You will need to navigate campus rules, but many administrators are more willing to support students who bring a clear plan instead of just complaints.
Third places on a student budget and schedule
A fair concern: “All of this sounds nice, but my budget and time are tight.”
Low-cost third place strategy
You do not need to drink premium coffee every time you leave your dorm.
Some low-cost or free options:
- Public libraries: Free, often quiet but with pockets of conversation.
- Campus nooks: Hallway seating, underused floors, lounges near obscure departments.
- Parks: Benches with stable Wi-Fi from campus or your hotspot.
- Religious or cultural centers: Many have open lounge hours and free tea or snacks.
- Student union corners: Less obvious areas away from the main food court noise.
If you do visit a cafe, you can:
- Buy a basic drink and stay within whatever time feels fair to you.
- Share tables when it is crowded rather than occupying large spaces alone.
The key is not consumption; it is consistent presence in shared spaces.
Fitting third places into a busy schedule
You do not need half-days to benefit. Small blocks help.
Ideas:
- 15-minute “buffer” slots between class and going home, spent in the same lounge.
- One longer session per week where you work from your third place instead of your room.
- Study groups that meet in third places instead of in dorm rooms.
Think of third places as “charging stations” for your social and creative energy, not luxury add-ons.
Even a short ritual, like reading for 20 minutes in a certain spot after your hardest weekly class, can change how your week feels.
Personal experiments you can run this semester
To make all of this very concrete, here are experiments you can try. Some might fail. That is fine. The point is to learn what kinds of spaces and patterns work for you.
Experiment 1: The 30-day “one spot” challenge
Goal: Turn one promising place into a real third place for yourself.
Steps:
- Pick one spot that meets most third place criteria.
- Go there three times a week for a month, at roughly consistent times.
- During each visit, put your phone away for at least 15 minutes and look around.
- Say at least one sentence to a stranger or staff member each week.
Questions to ask yourself after 30 days:
- Do I recognize regulars now?
- Does this place feel emotionally different than when I started?
- Have I had at least one conversation that would not have happened elsewhere?

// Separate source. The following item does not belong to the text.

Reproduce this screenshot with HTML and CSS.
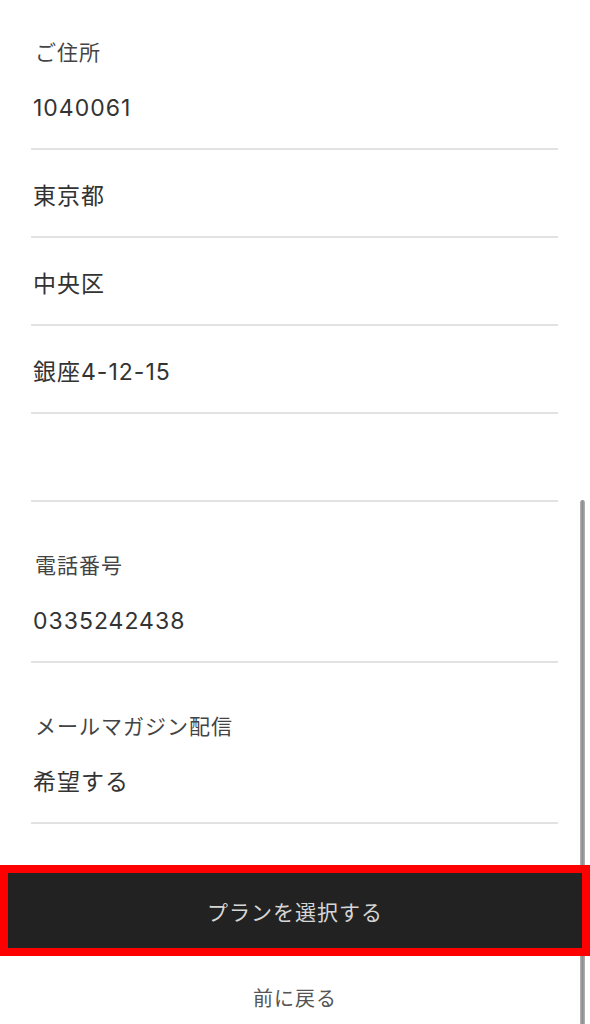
FILE: index.html
```html
<!DOCTYPE html>
<html lang="ja">

<head>
    <meta charset="UTF-8">
    <title>ご登録内容の確認</title>
    <link rel="stylesheet" href="styles.css">
</head>

<body>

    <main class="form">
        <section class="group">
            <p class="label">ご住所</p>
            <div class="field">1040061</div>
            <div class="field">東京都</div>
            <div class="field">中央区</div>
            <div class="field">銀座4-12-15</div>
            <div class="field"></div>
        </section>

        <section class="group">
            <p class="label">電話番号</p>
            <div class="field">0335242438</div>
        </section>

        <section class="group">
            <p class="label">メールマガジン配信</p>
            <div class="field">希望する</div>
        </section>
    </main>

    <div class="actions">
        <button class="submit" type="button">プランを選択する</button>
        <a class="back" href="#">前に戻る</a>
    </div>

    <!-- page scroll indicator -->
    <div class="scrollbar"></div>

</body>

</html>
```

FILE: styles.css
```css
body {
    font-family: 'Inter', 'Noto Sans CJK JP', sans-serif;
    background-color: #fff;
    color: #333;
    margin: 0;
    padding: 0;
    height: 1024px;
    overflow: hidden;
    position: relative;
}

.form {
    padding: 0 32px 0 31px;
}

.group {
    display: flex;
    flex-direction: column;
    margin-top: 55px;
}

.group:first-child {
    margin-top: 44px;
}

.label {
    margin: 0;
    padding-left: 4px;
    font-size: 21px;
    line-height: 18px;
    letter-spacing: 1px;
    color: #444;
}

.field {
    padding: 30px 0 24px 2px;
    height: 32px;
    font-size: 23px;
    line-height: 32px;
    letter-spacing: 1px;
    border-bottom: 2px solid #e2e2e2;
}

.actions {
    display: flex;
    flex-direction: column;
    align-items: center;
    margin-top: 41px;
}

.submit {
    position: relative;
    z-index: 1;
    width: 100%;
    height: 91px;
    background-color: #222;
    color: #d6d6d6;
    border: 8px solid #ff0000;
    font-family: inherit;
    font-size: 21px;
    letter-spacing: 1px;
    cursor: pointer;
}

.back {
    margin-top: 27px;
    font-size: 20px;
    line-height: 32px;
    letter-spacing: 1px;
    color: #555;
    text-decoration: none;
}

.scrollbar {
    position: absolute;
    top: 500px;
    left: 580px;
    width: 5px;
    height: 524px;
    border-radius: 3px 3px 0 0;
    background: linear-gradient(to right, #b5b5b5, #8c8c8c 50%, #b5b5b5);
}
```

If yes, that is a successful third place, even if you are still early in building deeper connections there.
Experiment 2: Third place as startup lab
Goal: Use a third place to stress-test a project idea.
Steps:
- Pick a problem you care about that relates to student life.
- Spend three sessions in a third place, just observing behavior connected to that problem.

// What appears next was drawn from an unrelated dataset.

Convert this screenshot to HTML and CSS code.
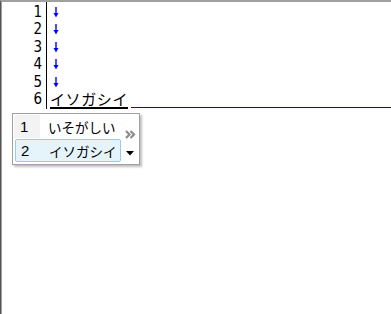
FILE: index.html
```html
<!DOCTYPE html>
<html lang="ja">
<head>
    <meta charset="UTF-8">
    <title>IME</title>
    <link rel="stylesheet" href="styles.css">
</head>
<body>
    <div class="editor">
        <div class="gutter">
            <div class="num">1</div>
            <div class="num">2</div>
            <div class="num">3</div>
            <div class="num">4</div>
            <div class="num">5</div>
            <div class="num">6</div>
        </div>
        <div class="text">
            <div class="line"><svg class="eol" width="6" height="11" viewBox="0 0 6 11"><path d="M3 0V7" stroke="#0000ff" stroke-width="1.4"/><path d="M0.5 6H5.5L3 10.5Z" fill="#0000ff"/></svg></div>
            <div class="line"><svg class="eol" width="6" height="11" viewBox="0 0 6 11"><path d="M3 0V7" stroke="#0000ff" stroke-width="1.4"/><path d="M0.5 6H5.5L3 10.5Z" fill="#0000ff"/></svg></div>
            <div class="line"><svg class="eol" width="6" height="11" viewBox="0 0 6 11"><path d="M3 0V7" stroke="#0000ff" stroke-width="1.4"/><path d="M0.5 6H5.5L3 10.5Z" fill="#0000ff"/></svg></div>
            <div class="line"><svg class="eol" width="6" height="11" viewBox="0 0 6 11"><path d="M3 0V7" stroke="#0000ff" stroke-width="1.4"/><path d="M0.5 6H5.5L3 10.5Z" fill="#0000ff"/></svg></div>
            <div class="line"><svg class="eol" width="6" height="11" viewBox="0 0 6 11"><path d="M3 0V7" stroke="#0000ff" stroke-width="1.4"/><path d="M0.5 6H5.5L3 10.5Z" fill="#0000ff"/></svg></div>
            <div class="line last"><span class="compose">イソガシイ</span><span class="caret-line"></span></div>
        </div>

        <div class="candidates">
            <div class="list">
                <div class="cand">
                    <span class="idx">1</span>
                    <span class="word">いそがしい</span>
                </div>
                <div class="cand selected">
                    <span class="idx">2</span>
                    <span class="word">イソガシイ</span>
                </div>
            </div>
            <div class="side">
                <svg class="more" width="11" height="9" viewBox="0 0 11 9">
                    <path d="M1 1L4.5 4.5L1 8M5.5 1L9 4.5L5.5 8" fill="none" stroke="#8c8c8c" stroke-width="2.2"/>
                </svg>
                <svg class="down" width="8" height="5" viewBox="0 0 8 5">
                    <path d="M0 0H8L4 4.5Z" fill="#000"/>
                </svg>
            </div>
        </div>
    </div>
</body>
</html>
```

FILE: styles.css
```css
html, body {
    margin: 0;
    padding: 0;
    background: #fff;
}
.editor {
    position: relative;
    display: flex;
    height: 312px;
    border-top: 2px solid #a0a0a0;
    border-left: 1px solid #555;
    box-shadow: inset 1px 0 0 #a0a0a0;
    font-family: "Noto Sans CJK JP", sans-serif;
}
.gutter {
    width: 41px;
    padding: 1px 4px 0 0;
    height: 106px;
    border-right: 1px solid #000;
    font-family: "DejaVu Sans Condensed", "Liberation Sans", sans-serif;
    font-size: 15px;
    text-align: right;
}
.num {
    height: 18px;
    line-height: 18px;
}
.num:nth-child(even) {
    height: 17px;
    line-height: 17px;
}
.text {
    flex: 1;
    padding-top: 1px;
}
.line {
    height: 18px;
    display: flex;
    align-items: center;
    padding-left: 6px;
}
.line:nth-child(even) {
    height: 17px;
}
.eol {
    display: block;
}
.line.last {
    padding-left: 3px;
    align-items: flex-end;
    height: 18px;
}
.compose {
    font-size: 15px;
    line-height: 16px;
    border-bottom: 2px solid #000;
    letter-spacing: 0.6px;
    white-space: nowrap;
}
.caret-line {
    flex: 1;
    margin-left: 3px;
    height: 0;
    border-top: 1px solid blue;
    align-self: flex-end;
    margin-bottom: 1px;
}
.candidates {
    position: absolute;
    left: 11px;
    top: 111px;
    width: 125px;
    height: 50px;
    border: 1px solid #a0a0a0;
    background: #fff;
    box-shadow: 2px 2px 2px rgba(0, 0, 0, 0.25);
    display: flex;
    padding: 0 0 0 1px;
}
.list {
    width: 107px;
    flex-shrink: 0;
    display: flex;
    flex-direction: column;
    padding-top: 1px;
}
.cand {
    height: 23px;
    display: flex;
    align-items: center;
    font-size: 13px;
    white-space: nowrap;
}
.idx {
    width: 26px;
    flex-shrink: 0;
    height: 100%;
    display: flex;
    align-items: center;
    padding-left: 6px;
    box-sizing: border-box;
    background: #f3f3f3;
    font-family: "Liberation Sans", sans-serif;
    font-size: 15px;
}
.word {
    padding-left: 8px;
    font-size: 13.5px;
}
.cand.selected {
    margin: 1px 0 0 1px;
    height: 21px;
    border: 1px solid #8fcdf1;
    border-radius: 2px;
    background: #e5f3fb;
}
.cand.selected .idx {
    background: transparent;
    padding-left: 5px;
}
.cand.selected .word {
    padding-left: 7px;
}
.side {
    flex: 1;
    display: flex;
    flex-direction: column;
    align-items: center;
    padding-top: 16px;
}
.more {
    display: block;
}
.down {
    display: block;
    margin-top: 12px;
}
```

- Ask 5 to 10 people short, genuinely curious questions about how they currently solve that problem.
- Adjust your idea based on what you hear, not what you imagine.

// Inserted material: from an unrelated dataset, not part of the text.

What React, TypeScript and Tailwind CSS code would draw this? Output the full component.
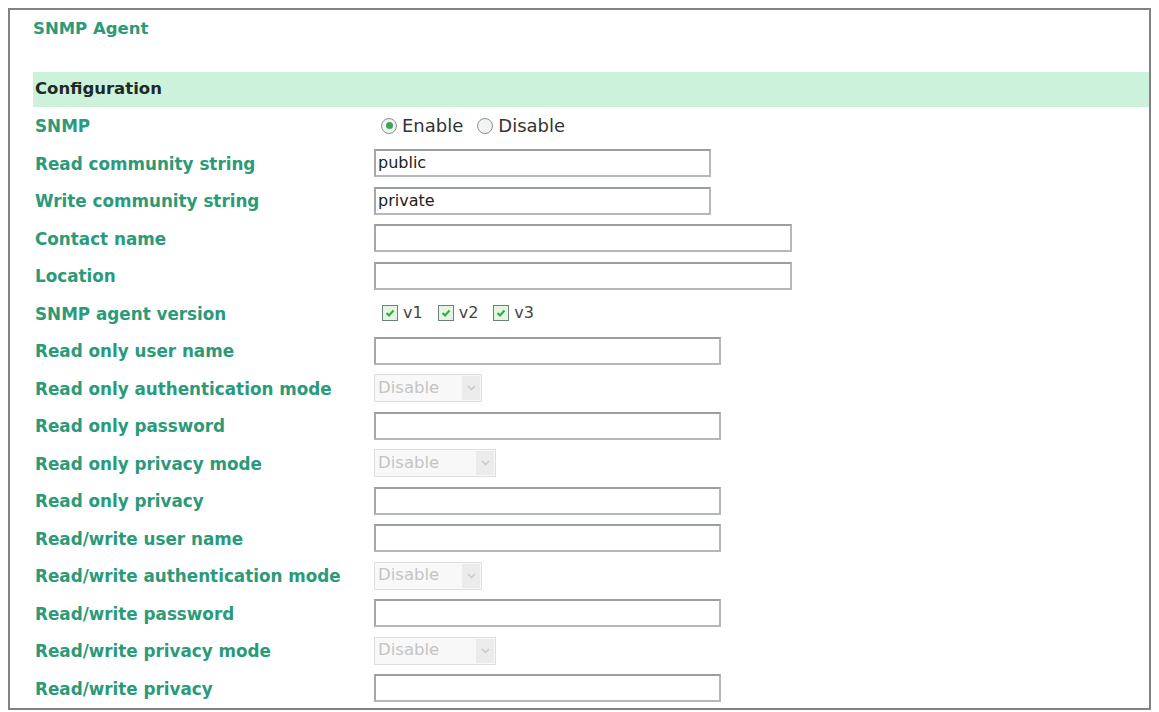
import type { ReactNode } from "react";

type Field =
  | { kind: "radio"; label: string }
  | { kind: "text"; label: string; width: string; value?: string }
  | { kind: "checks"; label: string }
  | { kind: "select"; label: string; width: string };

const FIELDS: Field[] = [
  { kind: "radio", label: "SNMP" },
  { kind: "text", label: "Read community string", width: "w-[337px]", value: "public" },
  { kind: "text", label: "Write community string", width: "w-[337px]", value: "private" },
  { kind: "text", label: "Contact name", width: "w-[418px]" },
  { kind: "text", label: "Location", width: "w-[418px]" },
  { kind: "checks", label: "SNMP agent version" },
  { kind: "text", label: "Read only user name", width: "w-[347px]" },
  { kind: "select", label: "Read only authentication mode", width: "w-[108px]" },
  { kind: "text", label: "Read only password", width: "w-[347px]" },
  { kind: "select", label: "Read only privacy mode", width: "w-[122px]" },
  { kind: "text", label: "Read only privacy", width: "w-[347px]" },
  { kind: "text", label: "Read/write user name", width: "w-[347px]" },
  { kind: "select", label: "Read/write authentication mode", width: "w-[108px]" },
  { kind: "text", label: "Read/write password", width: "w-[347px]" },
  { kind: "select", label: "Read/write privacy mode", width: "w-[122px]" },
  { kind: "text", label: "Read/write privacy", width: "w-[347px]" },
];

function Radio({ on, children }: { on?: boolean; children: ReactNode }) {
  return (
    <span className="flex items-center gap-[5px]">
      <span className="w-[16px] h-[16px] rounded-full border border-[#8a8f8f] bg-[#f2f4f4] flex items-center justify-center">
        {on && <span className="w-[7px] h-[7px] rounded-full bg-[#3aa655]" />}
      </span>
      <span>{children}</span>
    </span>
  );
}

function Check({ children }: { children: ReactNode }) {
  return (
    <span className="flex items-center gap-[5px]">
      <span className="w-[16px] h-[16px] border border-[#6f7f80] bg-[#e4f5e4] flex items-center justify-center">
        <svg width="12" height="12" viewBox="0 0 12 12">
          <path d="M2.5 6 L5 8.5 L9.5 3.5" fill="none" stroke="#35a844" strokeWidth="2" />
        </svg>
      </span>
      <span>{children}</span>
    </span>
  );
}

function TextBox({ width, value }: { width: string; value?: string }) {
  return (
    <div
      className={`${width} h-[28px] border-2 border-[#b4b8b8] border-t-[#9a9e9e] border-l-[#a4a8a8] bg-white flex items-center px-[2px] text-[16px] text-[#222]`}
    >
      {value}
    </div>
  );
}

function Select({ width }: { width: string }) {
  return (
    <div className={`${width} h-[28px] border border-[#dedede] bg-[#f8f8f8] flex items-center justify-between text-[16.5px] text-[#c4c4c4]`}>
      <span className="pl-[3px]">Disable</span>
      <span className="w-[18px] h-[24px] mr-[1px] bg-[#ebebeb] flex items-center justify-center">
        <svg width="9" height="6" viewBox="0 0 9 6">
          <path d="M1 1 L4.5 4.5 L8 1" fill="none" stroke="#c8c8c8" strokeWidth="1.5" />
        </svg>
      </span>
    </div>
  );
}

function Control({ field }: { field: Field }) {
  switch (field.kind) {
    case "radio":
      return (
        <div className="flex items-center gap-[14px] pl-[7px] text-[18px] text-[#333]">
          <Radio on>Enable</Radio>
          <Radio>Disable</Radio>
        </div>
      );
    case "checks":
      return (
        <div className="flex items-center gap-[15px] pl-[8px] text-[16px] text-[#444]">
          <Check>v1</Check>
          <Check>v2</Check>
          <Check>v3</Check>
        </div>
      );
    case "select":
      return <Select width={field.width} />;
    default:
      return <TextBox width={field.width} value={field.value} />;
  }
}

export default function App() {
  return (
    <div className="w-[1159px] h-[712px] bg-white p-[8px] font-['DejaVu_Sans',Verdana,sans-serif]">
      <div className="h-[702px] border-2 border-[#828282] pl-[23px]">
        <h1 className="mt-[9px] h-[20px] leading-[20px] text-[16.5px] font-bold text-[#2a9a78]">SNMP Agent</h1>
        <div className="mt-[33px] h-[35px] bg-[#cdf2dc] flex items-center pl-[2px] text-[16.5px] font-bold text-[#1e2a24]">
          Configuration
        </div>
        {FIELDS.map((f) => (
          <div key={f.label} className="h-[37.5px] flex items-center">
            <div className="w-[341px] pl-[2px] pt-[2px] text-[16.8px] font-bold text-[#2a9a78]">{f.label}</div>
            <Control field={f} />
          </div>
        ))}
      </div>
    </div>
  );
}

Example: You think students need a better campus note-sharing app. In a third place, you might notice that people rely heavily on group chats and informal photo sharing, and that might shift what “better” actually means.
Experiment 3: Third place micro-community
Goal: Turn a third place into a recurring micro-community around a theme.
Steps:
- Pick a theme: writing hour, startup hour, language practice, reading, coding, anything.
- Set a time and place: “Every Thursday, 5 to 7 pm, this table at this cafe.”
- Invite a small group first, then allow friends-of-friends and drop-ins.
- Keep the rules simple: open laptops, optional conversation, anyone can join.
If it gains traction, you have just created a student-led third place pattern that might outlive your own time on campus.
Campus culture is shaped less by official policies and more by repeated, informal patterns that students quietly maintain.
If enough of us start treating third places as important parts of our schedules, not optional extras, future students will have a richer set of spaces to explore than just “home or school.”